Several seminars are specifically devoted to professional development. In these seminars training staff address topics that are particularly relevant to early career psychologists, such as the licensure process and career choices after internship. Various seminars, including the Cultural Competencies Seminar, Training Director meeting, and Professional Development Seminar, provide opportunities for interns to reflect on their professional growth and examine their own work together as interns. In addition to general professional development, the internship also provides opportunities for interns to learn about professional specialization in Higher Education Mental Health. Interns participate in the varied activities and roles of Counseling Center psychologists, such as intake and urgent care assessment, outreach, crisis management, consultation with campus partners, time-limited individual therapy and process and theme oriented groups. Professional identity development within a Counseling Center setting is also addressed specifically in the Clinical Issues seminar, which is focused on a variety of clinical issues relevant to a Counseling Center population.
Cultural Competence and Diversity
A fundamental component of the training mission is to cultivate cultural competence. The student body at American University is culturally rich, including representation from over 146 countries and all 50 states. The university demonstrates a commitment to supporting a diverse student body with various student service programs, such as those for first generation college students, Pell eligible students, veterans and international students. Thus, in a range of roles and clinical responsibilities interns' growth in cultural competence occurs experientially, in contact with a culturally heterogeneous university community.

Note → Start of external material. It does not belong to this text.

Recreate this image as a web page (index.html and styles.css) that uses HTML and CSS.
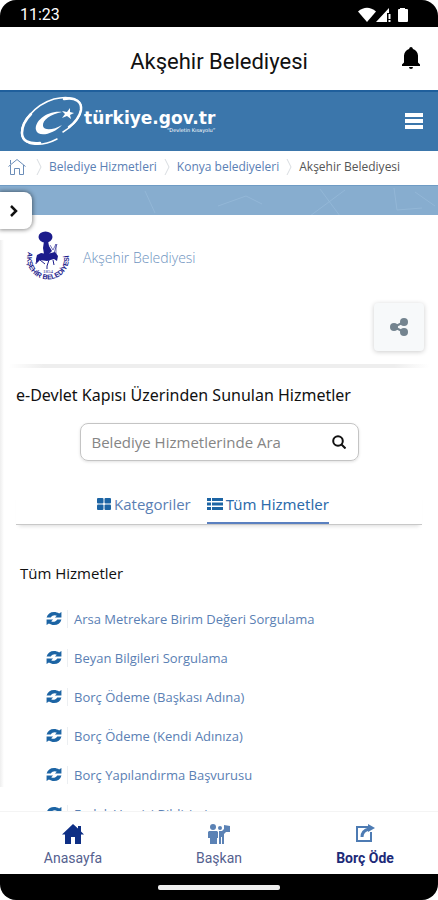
FILE: index.html
```html
<!DOCTYPE html>
<html lang="tr">
<head>
    <meta charset="UTF-8">
    <meta name="viewport" content="width=device-width, initial-scale=1.0">
    <title>Akşehir Belediyesi</title>
    <link rel="stylesheet" href="styles.css">
</head>
<body>
    <svg class="sprite" aria-hidden="true">
        <symbol id="sync" viewBox="0 0 16 14">
            <path d="M0 6C1 2 4 0 8 0c2 0 4 .6 5.500 1.600L16 0v6H9l2-2C9 2.800 6 3.500 4.500 6z"/>
            <path d="M16 8c-1 4-4 6-8 6-2 0-4-.6-5.500-1.600L0 14V8h7l-2 2c2 1.200 5 .5 6.500-2z"/>
        </symbol>
        <symbol id="sep" viewBox="0 0 6 18">
            <path d="M1 1l4 8-4 8" fill="none" stroke="#d9dde1"/>
        </symbol>
    </svg>

    <div class="phone">
        <div class="status">
            <span>11:23</span>
            <svg class="status-icons" width="52" height="16" viewBox="0 0 52 16">
                <path d="M0 4.500Q9-3 18 4.500L9 15z"/>
                <path d="M31 1v5h-2v9H18z"/>
                <path d="M30.500 7h2v5h-2zM30.500 13h2v2h-2z"/>
                <path d="M42 1h5v1h2q1 0 1 1v11q0 1-1 1h-8q-1 0-1-1V3q0-1 1-1h1z"/>
            </svg>
        </div>

        <header class="appbar">
            <h1>Akşehir Belediyesi</h1>
            <button class="bell" aria-label="Bildirimler">
                <svg width="18" height="22" viewBox="0 0 18 22">
                    <path d="M9 0q1.500 0 2 2 4.500 1.500 5 6.500v7l2 2V19H0v-1.500l2-2v-7Q2.500 3.500 7 2 7.500 0 9 0zM7 20h4q0 2-2 2t-2-2z"/>
                </svg>
            </button>
        </header>

        <main class="page">
            <div class="gov">
                <a class="gov-logo" href="#">
                    <svg width="64" height="50" viewBox="0 0 64 50">
                        <g fill="none" stroke="#fff" stroke-linecap="round">
                            <path d="M37 43C22 51 5 50 2 40C-1 28 14 9 34 3C50-1 63 3 61 14C60 22 52 31 43 36" stroke-width="1.500"/>
                            <path d="M20 47C9 48 2 45 2 37C2 30 6 23 11 18" stroke-width="2.500"/>
                            <path d="M44 3C56 1 62 6 61 14C60 20 55 27 49 31" stroke-width="2.500"/>
                        </g>
                        <path d="M42 16C28 14 14 25 16 34C18 42 34 38 42 29C34 34 24 35 23 30C22 24 31 18 42 16z" fill="#fff"/>
                        <path d="M50 12l0 4 4 1-4 2 1 4-4-3-5 2 3-4-3-3 5 1z" fill="#fff"/>
                    </svg>
                    <span class="gov-name">
                        <b>türkiye.gov.tr</b>
                        <small>“Devletin Kısayolu”</small>
                    </span>
                </a>
                <button class="menu" aria-label="Menü"><i></i><i></i><i></i></button>
            </div>

            <nav class="crumbs" aria-label="Konum">
                <a href="#" aria-label="Ana sayfa">
                    <svg width="18" height="18" viewBox="0 0 18 18" fill="none" stroke="#6b8db8">
                        <path d="M.5 8.500L9 1.500l8.500 7M2.500 7v9.500h4v-6h5v6h4V7M2.500 6V2"/>
                    </svg>
                </a>
                <svg class="sep"><use href="#sep"/></svg>
                <a href="#">Belediye Hizmetleri</a>
                <svg class="sep"><use href="#sep"/></svg>
                <a href="#">Konya belediyeleri</a>
                <svg class="sep"><use href="#sep"/></svg>
                <span>Akşehir Belediyesi</span>
            </nav>

            <div class="banner">
                <svg width="100%" height="30" viewBox="0 0 438 30" preserveAspectRatio="none" fill="none" stroke="#93b7d7">
                    <path d="M145 5l10 22M218 20l28-10 16 8M310 30l35-26M320 3l20 27M394 2l3 22 25-2M415 6l20 14"/>
                </svg>
            </div>
            <button class="drawer" aria-label="Paneli aç">
                <svg width="10" height="14" viewBox="0 0 10 14" fill="none" stroke="#111" stroke-width="2.500">
                    <path d="M2 2l5 5-5 5"/>
                </svg>
            </button>
            <div class="edge"></div>

            <section class="institution">
                <div class="inst-head">
                    <svg width="44" height="52" viewBox="0 0 44 52">
                        <g fill="#1c1c8c">
                            <ellipse cx="19.500" cy="6" rx="7" ry="5.500"/>
                            <path d="M18 10h4l1 5 3 5-3 3h-5l-1-6z"/>
                            <path d="M11 24l4-2 6 1 8-2 3 4-1 5-3-2-7 2-7-1-3 3-1-4z"/>
                        </g>
                        <g fill="none" stroke="#1c1c8c">
                            <path d="M11 28l-1 5M14 29l5 4M27 29l1 5M23 29l-2 6v3"/>
                            <path d="M24 14l3 5 3-6M30 13v11M31 13l-4 12" stroke-opacity=".6"/>
                        </g>
                        <path id="ring" d="M2 21A21 21 0 1 0 42 21" fill="none"/>
                        <text class="ring-text"><textPath href="#ring">AKŞEHİR BELEDİYESİ</textPath></text>
                        <text class="ring-year" x="17" y="42">1854</text>
                    </svg>
                    <a href="#">Akşehir Belediyesi</a>
                </div>
                <button class="share" aria-label="Paylaş">
                    <svg width="20" height="20" viewBox="0 0 20 20" fill="#74848f">
                        <path d="M5 10l10-5M5 10l10 5" stroke="#74848f" stroke-width="2"/>
                        <circle cx="5" cy="10" r="4"/>
                        <circle cx="15" cy="5" r="4"/>
                        <circle cx="15" cy="15" r="4"/>
                    </svg>
                </button>
            </section>

            <section class="services">
                <h2>e-Devlet Kapısı Üzerinden Sunulan Hizmetler</h2>
                <form class="search">
                    <input type="search" placeholder="Belediye Hizmetlerinde Ara" aria-label="Belediye Hizmetlerinde Ara">
                    <button type="button" aria-label="Ara">
                        <svg width="14" height="14" viewBox="0 0 14 14" fill="none" stroke="#111" stroke-width="2">
                            <circle cx="6" cy="6" r="4.800"/>
                            <path d="M9.500 9.500l4 4"/>
                        </svg>
                    </button>
                </form>

                <div class="tabs">
                    <a href="#">
                        <svg width="14" height="12" viewBox="0 0 14 12" fill="#1c64a4">
                            <rect width="6.500" height="5.500" rx="1"/>
                            <rect x="7.500" width="6.500" height="5.500" rx="1"/>
                            <rect y="6.500" width="6.500" height="5.500" rx="1"/>
                            <rect x="7.500" y="6.500" width="6.500" height="5.500" rx="1"/>
                        </svg>
                        Kategoriler
                    </a>
                    <a href="#" class="active">
                        <svg width="16" height="12" viewBox="0 0 16 12" fill="#1c64a4">
                            <path d="M0 0h4v3H0zM5 0h11v3H5zM0 4.500h4v3H0zM5 4.500h11v3H5zM0 9h4v3H0zM5 9h11v3H5z"/>
                        </svg>
                        Tüm Hizmetler
                    </a>
                </div>

                <h3>Tüm Hizmetler</h3>
                <ul class="list">
                    <li><svg><use href="#sync"/></svg><a href="#">Arsa Metrekare Birim Değeri Sorgulama</a></li>
                    <li><svg><use href="#sync"/></svg><a href="#">Beyan Bilgileri Sorgulama</a></li>
                    <li><svg><use href="#sync"/></svg><a href="#">Borç Ödeme (Başkası Adına)</a></li>
                    <li><svg><use href="#sync"/></svg><a href="#">Borç Ödeme (Kendi Adınıza)</a></li>
                    <li><svg><use href="#sync"/></svg><a href="#">Borç Yapılandırma Başvurusu</a></li>
                    <li><svg><use href="#sync"/></svg><a href="#">Emlak Vergisi Bildirimi</a></li>
                </ul>
            </section>
        </main>

        <nav class="bottom" aria-label="Alt menü">
            <a href="#">
                <svg width="22" height="20" viewBox="0 0 22 20" fill="#0e2f85">
                    <path d="M11 0l5 4.500V2h3v5.500l3 3h-3V20h-6v-7H9v7H3v-9.500H0z"/>
                </svg>
                Anasayfa
            </a>
            <a href="#">
                <svg width="22" height="20" viewBox="0 0 22 20" fill="#5b82b5">
                    <circle cx="5" cy="3" r="3"/>
                    <path d="M1 7h8l1 1v6H9v6H2v-6H0V8z"/>
                    <circle cx="12" cy="4" r="2"/>
                    <path d="M11 7h3l2-2V1l6 1v6h-4l-2 2v10h-2v-7h-1v7h-2z"/>
                </svg>
                Başkan
            </a>
            <a href="#" class="strong">
                <svg width="20" height="20" viewBox="0 0 20 20" fill="none" stroke="#4d7bb3" stroke-width="2">
                    <path d="M13 3H2v14h14V8"/>
                    <path d="M7 13c0-5 3-7 7-8" stroke-width="3"/>
                    <path d="M13 0v8l7-4z" fill="#4d7bb3" stroke="none"/>
                </svg>
                Borç Öde
            </a>
        </nav>

        <div class="gesture"><i></i></div>
    </div>
</body>
</html>
```

FILE: styles.css
```css
* {
    box-sizing: border-box;
}

body {
    margin: 0;
    background-color: #fff;
    font-family: 'Open Sans', 'Noto Sans', sans-serif;
    color: #111;
}

a {
    color: #5a80b4;
    text-decoration: none;
}

button {
    display: flex;
    align-items: center;
    justify-content: center;
    border: 0;
    padding: 0;
    background: none;
}

h1, h2, h3, ul {
    margin: 0;
    padding: 0;
    font-weight: 400;
}

svg {
    display: block;
    flex: none;
}

.sprite {
    position: absolute;
    width: 0;
    height: 0;
}

.phone {
    display: flex;
    flex-direction: column;
    height: 100vh;
}

/* status + app bar */

.status {
    display: flex;
    flex: none;
    justify-content: space-between;
    align-items: center;
    height: 27px;
    padding: 2px 28px 0 20px;
    border-radius: 16px 16px 0 0;
    background-color: #000;
    color: #fff;
    font-family: Roboto, sans-serif;
    font-size: 16px;
}

.status-icons {
    fill: #fff;
}

.appbar {
    display: grid;
    flex: none;
    grid-template-columns: 40px 1fr 40px;
    align-items: center;
    height: 63px;
    padding: 6px 7px 0;
    font-family: Roboto, sans-serif;
}

.appbar h1 {
    grid-column: 2;
    font-size: 22px;
    line-height: 28px;
    text-align: center;
}

.bell {
    height: 32px;
    padding-bottom: 8px;
}

/* e-devlet page */

.page {
    position: relative;
    flex: 1;
    min-height: 0;
    overflow: hidden;
}

.gov {
    display: flex;
    justify-content: space-between;
    align-items: center;
    height: 61px;
    padding: 0 15px 2px 20px;
    border-top: 2px solid #1f5f9c;
    background-color: #3b76ab;
}

.gov-logo {
    display: flex;
    align-items: center;
    color: #fff;
}

.gov-name {
    display: flex;
    flex-direction: column;
    font-family: 'DejaVu Sans', sans-serif;
}

.gov-name b {
    font-size: 17px;
    line-height: 18px;
}

.gov-name small {
    align-self: flex-end;
    font-size: 5px;
    line-height: 6px;
}

.menu {
    flex-direction: column;
    gap: 2px;
}

.menu i {
    width: 18px;
    height: 4px;
    background-color: #fff;
}

.crumbs {
    display: flex;
    align-items: center;
    gap: 7px;
    height: 34px;
    padding: 0 8px 2px;
    font-size: 12px;
    line-height: 16px;
    white-space: nowrap;
    color: #555;
}

.sep {
    width: 6px;
    height: 18px;
}

.crumbs a:first-child {
    margin-right: 3px;
}

.banner {
    height: 30px;
    border-top: 1px solid #6f9bc4;
    background-color: #87adcf;
    overflow: hidden;
}

.drawer {
    position: absolute;
    top: 102px;
    left: 0;
    width: 32px;
    height: 37px;
    padding-right: 4px;
    border-radius: 0 8px 8px 0;
    background-color: #fff;
    box-shadow: 0 0 4px 1px rgba(0, 0, 0, .45);
}

.edge {
    position: absolute;
    top: 150px;
    bottom: 24px;
    left: 0;
    width: 4px;
    background: linear-gradient(to right, #eee, #fff);
}

.institution {
    display: flex;
    flex-direction: column;
    justify-content: space-between;
    height: 153px;
    padding: 16px 14px 17px 26px;
    background: linear-gradient(to right, #fff 2%, #eee 10%, #eee 90%, #fff 98%) bottom / 100% 4px no-repeat;
}

.inst-head {
    display: flex;
    align-items: center;
    gap: 13px;
    font-size: 14px;
    font-weight: 300;
}

.inst-head a {
    color: #6e93c0;
}

.ring-text {
    font: bold 7px 'Liberation Sans', sans-serif;
    fill: #1c1c8c;
}

.ring-year {
    font: 5px 'Liberation Serif', serif;
    fill: #1c1c8c;
}

.share {
    align-self: flex-end;
    width: 50px;
    height: 48px;
    border-radius: 4px;
    background-color: #f7f9fa;
    box-shadow: 0 1px 5px rgba(0, 0, 0, .2);
}

.services {
    padding: 15px 16px 0;
}

.services h2 {
    font-family: 'Noto Sans', sans-serif;
    font-size: 16px;
    line-height: 24px;
}

.search {
    display: flex;
    align-items: center;
    width: 279px;
    height: 38px;
    margin: 16px auto 0;
    padding: 0 12px 0 11px;
    border: 1px solid #c4c4c4;
    border-radius: 8px;
    box-shadow: 0 1px 3px rgba(0, 0, 0, .12);
}

.search input {
    flex: 1;
    min-width: 0;
    border: 0;
    padding: 0;
    outline: 0;
    background: none;
    font: 15px 'Open Sans', sans-serif;
}

.search input::placeholder {
    color: #858585;
}

.tabs {
    display: flex;
    justify-content: center;
    gap: 16px;
    margin-top: 32px;
    padding-right: 12px;
    border-bottom: 1px solid #c8c8c8;
    box-shadow: 0 4px 4px -3px rgba(0, 0, 0, .15);
    font-size: 15px;
    line-height: 22px;
}

.tabs a {
    display: flex;
    align-items: center;
    gap: 3px;
    padding-bottom: 7px;
    border-bottom: 2px solid transparent;
}

.tabs .active {
    border-color: #5a80c0;
    color: #2e6cab;
    font-family: 'Noto Sans', sans-serif;
}

.services h3 {
    margin: 36px 0 0 4px;
    font-size: 15px;
    line-height: 24px;
}

.list {
    margin: 14px 0 0 30px;
    list-style: none;
}

.list li {
    display: flex;
    align-items: center;
    height: 39px;
    font-size: 13px;
}

.list svg {
    width: 16px;
    height: 13px;
    fill: #1c64a4;
}

.list a {
    margin-left: 5px;
    padding-left: 6px;
    border-left: 1px solid #eceff2;
}

/* bottom navigation */

.bottom {
    display: grid;
    flex: none;
    grid-template-columns: repeat(3, 1fr);
    height: 63px;
    padding-top: 12px;
    border-top: 1px solid #f4f4f4;
    font: 14px/18px Roboto, sans-serif;
}

.bottom a {
    display: flex;
    flex-direction: column;
    align-items: center;
    gap: 5px;
    color: #55618f;
}

.bottom .strong {
    font-weight: 700;
    color: #1d2a78;
}

.gesture {
    display: flex;
    flex: none;
    justify-content: center;
    align-items: center;
    height: 26px;
    border-radius: 0 0 16px 16px;
    background-color: #000;
}

.gesture i {
    width: 122px;
    height: 5px;
    border-radius: 2px;
    background-color: #eee;
}
```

Across training experiences, interns are encouraged to cultivate their awareness of culture as a critical variable in understanding the experiences of their clients. We aim to create a training environment that respects individual differences and that encourages dialogue regarding culture, privilege, social justice, diversity and identity. We share a belief that an understanding of self in terms of one's own history, background and identity is crucial in learning to understand, respect and honor the differences of others, whether clients or co-workers. Conversations about culture occur throughout the internship experience; additionally, interns participate in a 9-month seminar that focuses on cultural competence. This seminar provides a dedicated space and time for interns to learn and dialogue about issues of diversity and how to incorporate this knowledge into clinical work. In this seminar interns are also encouraged to explore various aspects of their identities and how this influences their clinical work. In recognition of the importance of cultural competence and the significant amount of work that interns devote to this during their training year, interns give a year-end presentation to staff that illustrates cultural dynamics in their clinical work.